In the month of April, Verge (XVG) was hacked, and within a month, which is in May, it suffered another attack. And according to the reports on the online crypto forums, apparently, the hackers had used the same tactics as the one done in April, but with few additional alterations.
Due to these continuous hacks, Verge clearly doesn’t seem to be trustworthy anymore, to many people.
How did the hack take place?
It was indeed a well-planned hack. According to “Ocminer,” who is a Bitcointalk user, the attacker used a modified version of April’s attack vector in order to hack the blockchain.
Instead of one algorithm, the hacker had apparently used two algorithms to fork the main Verge chain. This, as a result, gave away all the block records to the hackers and hence they were capable of earning millions and millions of Verge XVG tokens through this process.
Also, it must be noted that Ocminer had mentioned the way in which Verge got exploit when the first hack had taken place.

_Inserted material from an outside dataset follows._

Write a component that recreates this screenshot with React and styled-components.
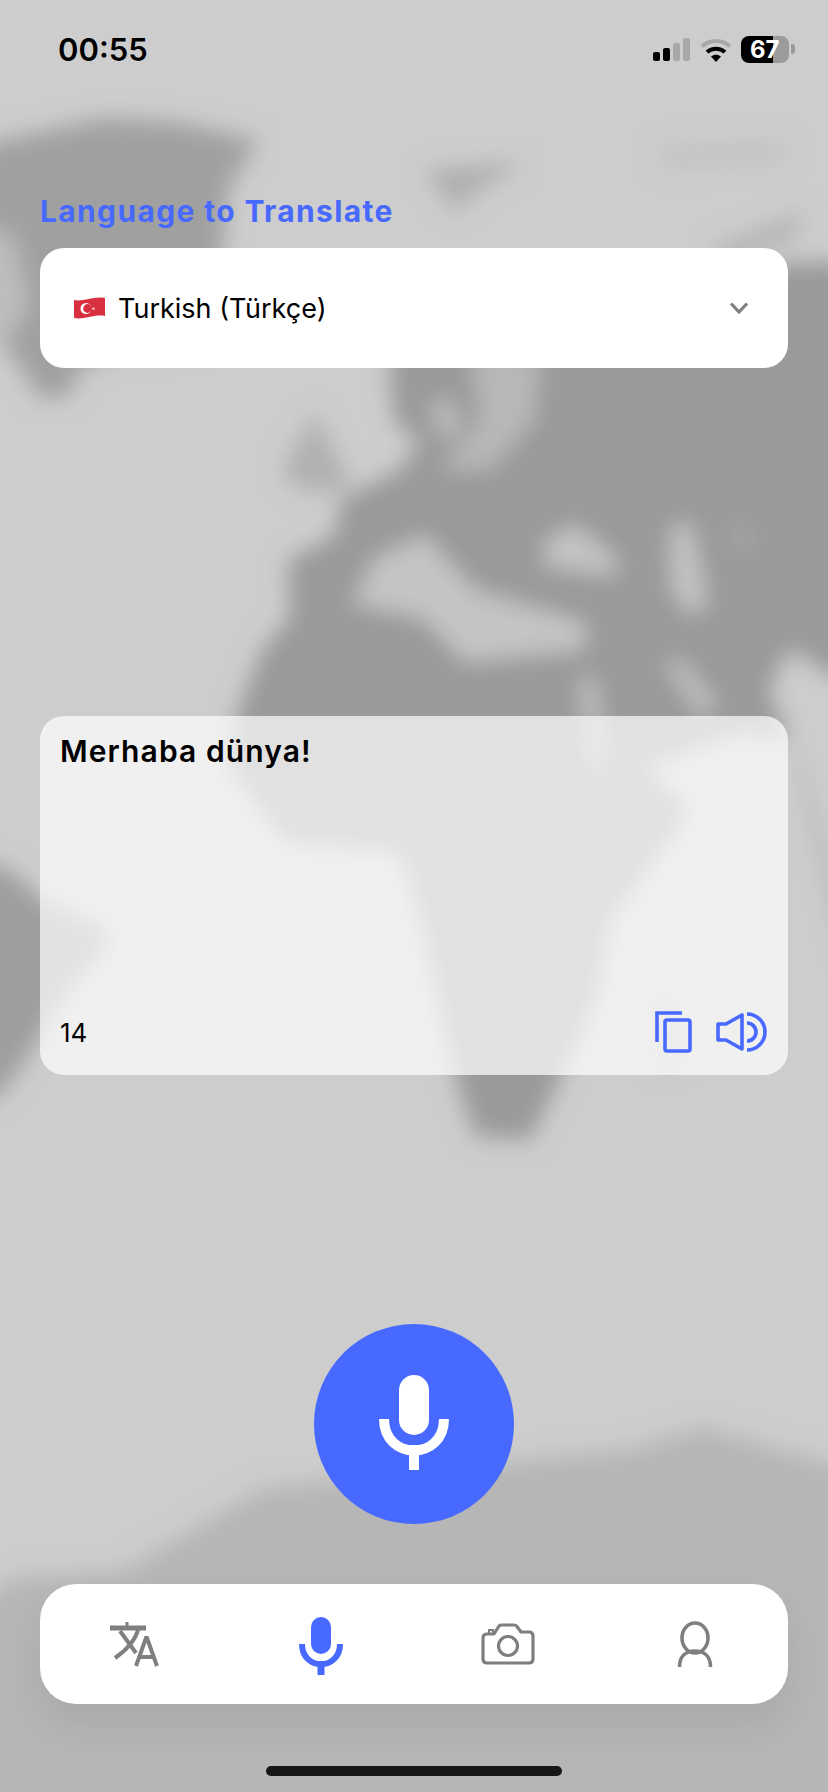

It was shown that in the algorithms used, at the scrypt algorithm as well as at the lyra2re algorithm, the numbers were matching, i.e. both were set to the infinitesimal level of difficulty.
Each of the above-mentioned algorithms was used interchangeably in order to manipulate the transaction blocks’ time stamps. This further enabled the hacker to easily ‘manufacture’ 25 blocks per minute. This basically amounts to about 18,250 XVG per minute, i.e. $950 per minute.
At the current XVG price, the hacker has carted away about $1.8 million.
It seems the attack is over, 35.000.000 XVG were generated in a few hours. But this also means there is still no fix, and this is possible at any time again. Meanwhile, the only official info out there is ‘mining pools are DDoS’d’.
What does Verge say?
It is a common doubt in many people’s mind, whether to feel secure about Verge or not. This doubt was born due to the negligence by Verge even after a prior attack which initiated 51% attack.
Also, when Ocminer alerted Verge, they initially rejected the claim but later considered it as a “small hash attack.” But clearly not stern actions were taken due to which a similar attack was done within a month.
This time, they mentioned the following on their Twitter account –
“It appears some mining pools are under ddos attack, and we are experiencing a delay in our blocks, we are working to resolve this.”
Hence, whether to have faith in Verge or not is now left on how Verge handles this major issue.